--- What you should do ---
Count how many lines below contain the word "this", then give that number alone.

--- The input ---
--- --- ---
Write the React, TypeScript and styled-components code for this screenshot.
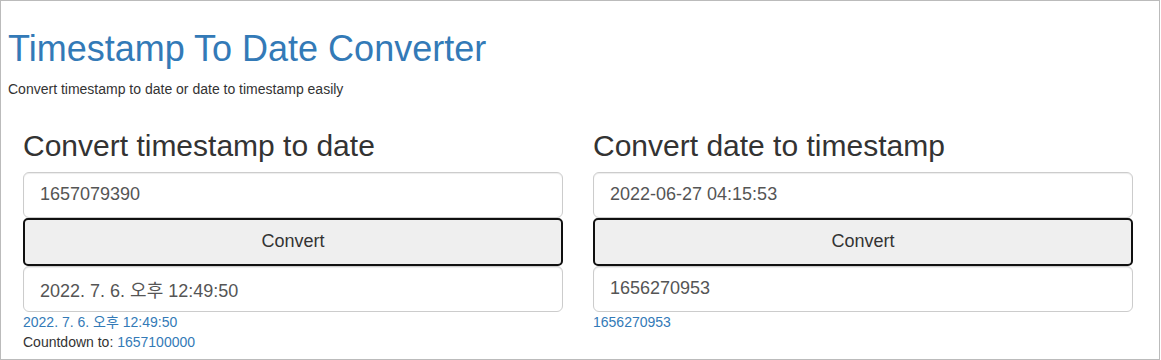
import React from "react";
import styled, { createGlobalStyle } from "styled-components";

const GlobalStyle = createGlobalStyle`
  html, body {
    margin: 0;
    padding: 0;
    background: #ffffff;
  }
  body {
    font-family: "Liberation Sans", Arial, "Noto Sans CJK KR", sans-serif;
    font-size: 14px;
    line-height: 1.42857;
    color: #333333;
  }
  * {
    box-sizing: border-box;
  }
`;

const Frame = styled.div`
  width: 1160px;
  height: 360px;
  border: 1px solid #bbbbbb;
  padding: 0 7px;
  overflow: hidden;
`;

const Title = styled.h1`
  margin: 28px 0 10px;
  font-size: 36px;
  font-weight: 400;
  line-height: 1.1;
  color: #337ab7;
`;

const Lead = styled.p`
  margin: 0 0 10px;
  font-size: 14px;
  line-height: 20px;
`;

const Row = styled.div`
  display: grid;
  grid-template-columns: 1fr 1fr;
  width: 1140px;
`;

const Column = styled.section`
  padding: 0 15px;
`;

const Heading = styled.h2`
  margin: 20px 0 10px;
  font-size: 30px;
  font-weight: 400;
  line-height: 33px;
  color: #333333;
`;

const Field = styled.input`
  display: block;
  width: 100%;
  height: 46px;
  padding: 10px 16px;
  font-family: inherit;
  font-size: 18px;
  line-height: 1.33;
  color: #555555;
  background: #ffffff;
  border: 1px solid #cccccc;
  border-radius: 6px;
  box-shadow: inset 0 1px 1px rgba(0, 0, 0, 0.075);
  outline: none;
`;

const ConvertButton = styled.button`
  display: block;
  width: 100%;
  height: 48px;
  font-family: inherit;
  font-size: 18px;
  color: #333333;
  background: #efefef;
  border: 2px solid #101010;
  border-radius: 5px;
  cursor: pointer;
`;

const Note = styled.div`
  font-size: 14px;
  line-height: 20px;
  color: #333333;
`;

const Link = styled.a`
  color: #337ab7;
  text-decoration: none;
`;

export default function App() {
  return (
    <>
      <GlobalStyle />
      <Frame>
        <Title>Timestamp To Date Converter</Title>
        <Lead>Convert timestamp to date or date to timestamp easily</Lead>
        <Row>
          <Column>
            <Heading>Convert timestamp to date</Heading>
            <Field defaultValue="1657079390" />
            <ConvertButton>Convert</ConvertButton>
            <Field defaultValue="2022. 7. 6. 오후 12:49:50" />
            <Note>
              <Link href="#">2022. 7. 6. 오후 12:49:50</Link>
            </Note>
            <Note>
              Countdown to: <Link href="#">1657100000</Link>
            </Note>
          </Column>
          <Column>
            <Heading>Convert date to timestamp</Heading>
            <Field defaultValue="2022-06-27 04:15:53" />
            <ConvertButton>Convert</ConvertButton>
            <Field defaultValue="1656270953" />
            <Note>
              <Link href="#">1656270953</Link>
            </Note>
          </Column>
        </Row>
      </Frame>
    </>
  );
}
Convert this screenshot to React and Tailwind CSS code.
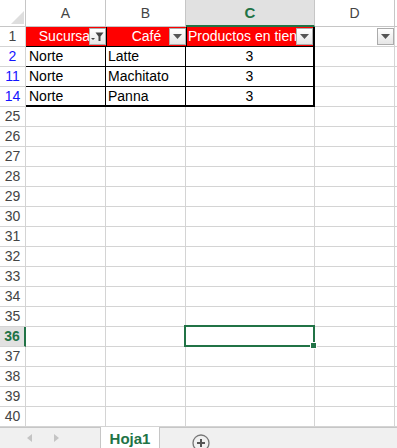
import React from "react";

const font = { fontFamily: '"Liberation Sans", Arial, sans-serif' };

const dataRows = [
  { n: "2", a: "Norte", b: "Latte", c: "3" },
  { n: "11", a: "Norte", b: "Machitato", c: "3" },
  { n: "14", a: "Norte", b: "Panna", c: "3" },
];

const emptyRows = Array.from({ length: 16 }, (_, i) => String(25 + i));

function FilterButton({ active }) {
  return (
    <span className="absolute right-0 top-px w-[17px] h-[17px] border border-[#ababab] bg-gradient-to-b from-white to-[#e6e6e6] flex items-center justify-center">
      {active ? (
        <svg width="15" height="15" viewBox="0 0 15 15">
          <polygon points="1,9 5,9 3,11" fill="#444" />
          <polygon points="5.5,3.5 13.5,3.5 10.5,7.5 10.5,12 8.5,12 8.5,7.5" fill="#444" />
        </svg>
      ) : (
        <svg width="9" height="5" viewBox="0 0 9 5">
          <polygon points="0,0 9,0 4.5,5" fill="#555" />
        </svg>
      )}
    </span>
  );
}

function RowHead({ n, blue, selected }) {
  if (selected) {
    return (
      <div className="w-[26px] h-[20px] shrink-0 border-b border-[#d4d4d4] border-r-2 border-r-[#217346] bg-[#e1e1e1] flex items-center justify-center text-[14px] font-bold text-[#217346]">
        {n}
      </div>
    );
  }
  return (
    <div
      className={
        "w-[26px] h-[20px] shrink-0 border-r border-b border-[#d4d4d4] flex items-center justify-center text-[14px] " +
        (blue ? "text-[#1414ff]" : "text-[#444]")
      }
    >
      {n}
    </div>
  );
}

function Cell({ w, children, className = "" }) {
  return (
    <div className={"h-[20px] shrink-0 border-r border-b border-[#d4d4d4] " + w + " " + className}>
      {children}
    </div>
  );
}

export default function App() {
  return (
    <div className="w-[397px] h-[448px] bg-white overflow-hidden flex flex-col select-none" style={font}>
      <div className="h-[427px] overflow-hidden">
        {/* Column headers */}
        <div className="flex h-[27px]">
          <div className="w-[26px] shrink-0 border-r border-b border-[#c6c6c6] relative">
            <svg className="absolute left-[11px] top-[11px]" width="13" height="13" viewBox="0 0 13 13">
              <polygon points="13,0 13,13 0,13" fill="#dedede" />
            </svg>
          </div>
          {[
            ["A", "w-[80px]"],
            ["B", "w-[80px]"],
          ].map(([l, w]) => (
            <div key={l} className={w + " shrink-0 border-r border-b border-[#c6c6c6] flex items-center justify-center text-[14px] text-[#444]"}>
              {l}
            </div>
          ))}
          <div className="w-[129px] shrink-0 border-r border-[#c6c6c6] border-b-2 border-b-[#217346] bg-[#e1e1e1] flex items-center justify-center text-[15px] font-bold text-[#217346] pt-[2px]">
            C
          </div>
          <div className="w-[80px] shrink-0 border-r border-b border-[#c6c6c6] flex items-center justify-center text-[14px] text-[#444]">
            D
          </div>
          <div className="flex-1 border-b border-[#c6c6c6]" />
        </div>

        {/* Row 1: table header */}
        <div className="flex">
          <RowHead n="1" />
          <div className="w-[80px] h-[20px] shrink-0 bg-[#ff0000] border-b border-black relative overflow-hidden text-white text-[14px] leading-[19px] text-center whitespace-nowrap">
            Sucursal
            <FilterButton active />
          </div>
          <div className="w-[80px] h-[20px] shrink-0 bg-[#ff0000] border-l border-b border-black relative overflow-hidden text-white text-[14px] leading-[19px] text-center whitespace-nowrap">
            Café
            <FilterButton />
          </div>
          <div className="w-[129px] h-[20px] shrink-0 bg-[#ff0000] border-l border-b border-r-2 border-black relative overflow-hidden text-white text-[14px] leading-[19px] pl-px whitespace-nowrap">
            Productos en tienda
            <FilterButton />
          </div>
          <div className="w-[80px] h-[20px] shrink-0 border-r border-b border-[#d4d4d4] relative">
            <FilterButton />
          </div>
          <div className="flex-1 h-[20px] border-b border-[#d4d4d4]" />
        </div>

        {/* Filtered data rows */}
        {dataRows.map((r, i) => (
          <div key={r.n} className="flex">
            <RowHead n={r.n} blue />
            <div className={"w-[80px] h-[20px] shrink-0 border-r border-b border-black text-[14px] leading-[19px] pl-[3px] text-black" + (i === 2 ? " border-b-2" : "")}>
              {r.a}
            </div>
            <div className={"w-[80px] h-[20px] shrink-0 border-r border-b border-black text-[14px] leading-[19px] pl-[2px] text-black" + (i === 2 ? " border-b-2" : "")}>
              {r.b}
            </div>
            <div className={"w-[129px] h-[20px] shrink-0 border-r-2 border-b border-black text-[14px] leading-[19px] text-center text-black" + (i === 2 ? " border-b-2" : "")}>
              {r.c}
            </div>
            <Cell w="w-[80px]" />
            <div className="flex-1 h-[20px] border-b border-[#d4d4d4]" />
          </div>
        ))}

        {/* Empty rows */}
        {emptyRows.map((n) => (
          <div key={n} className="flex">
            <RowHead n={n} selected={n === "36"} />
            <Cell w="w-[80px]" />
            <Cell w="w-[80px]" />
            <Cell w="w-[129px]" className="relative">
              {n === "36" && (
                <div className="absolute -left-[2px] -top-[2px] -right-px -bottom-px border-2 border-[#217346] z-10">
                  <span className="absolute -right-[4px] -bottom-[4px] w-[7px] h-[7px] bg-[#217346] border border-white" />
                </div>
              )}
            </Cell>
            <Cell w="w-[80px]" />
            <div className="flex-1 h-[20px] border-b border-[#d4d4d4]" />
          </div>
        ))}
      </div>

      {/* Sheet tabs */}
      <div className="h-[21px] flex bg-[#f0f0f0] border-t border-[#c6c6c6] relative">
        <div className="w-[100px] shrink-0 flex items-center gap-[22px] pl-[27px] text-[#c0c0c0]">
          <svg width="5" height="8" viewBox="0 0 5 8">
            <polygon points="5,0 5,8 0,4" fill="#c4c4c4" />
          </svg>
          <svg width="5" height="8" viewBox="0 0 5 8">
            <polygon points="0,0 0,8 5,4" fill="#c4c4c4" />
          </svg>
        </div>
        <div className="w-[60px] shrink-0 -mt-px bg-white border-x border-[#c6c6c6] flex items-center justify-center text-[15px] font-bold text-[#217346] pt-[3px]">
          Hoja1
        </div>
        <div className="pl-[32px] pt-[6px]">
          <svg width="18" height="18" viewBox="0 0 18 18">
            <circle cx="9" cy="9" r="8" fill="none" stroke="#777" strokeWidth="1.3" />
            <path d="M9 5v8M5 9h8" stroke="#555" strokeWidth="2" />
          </svg>
        </div>
      </div>
    </div>
  );
}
--- --- ---
--- Task result ---
2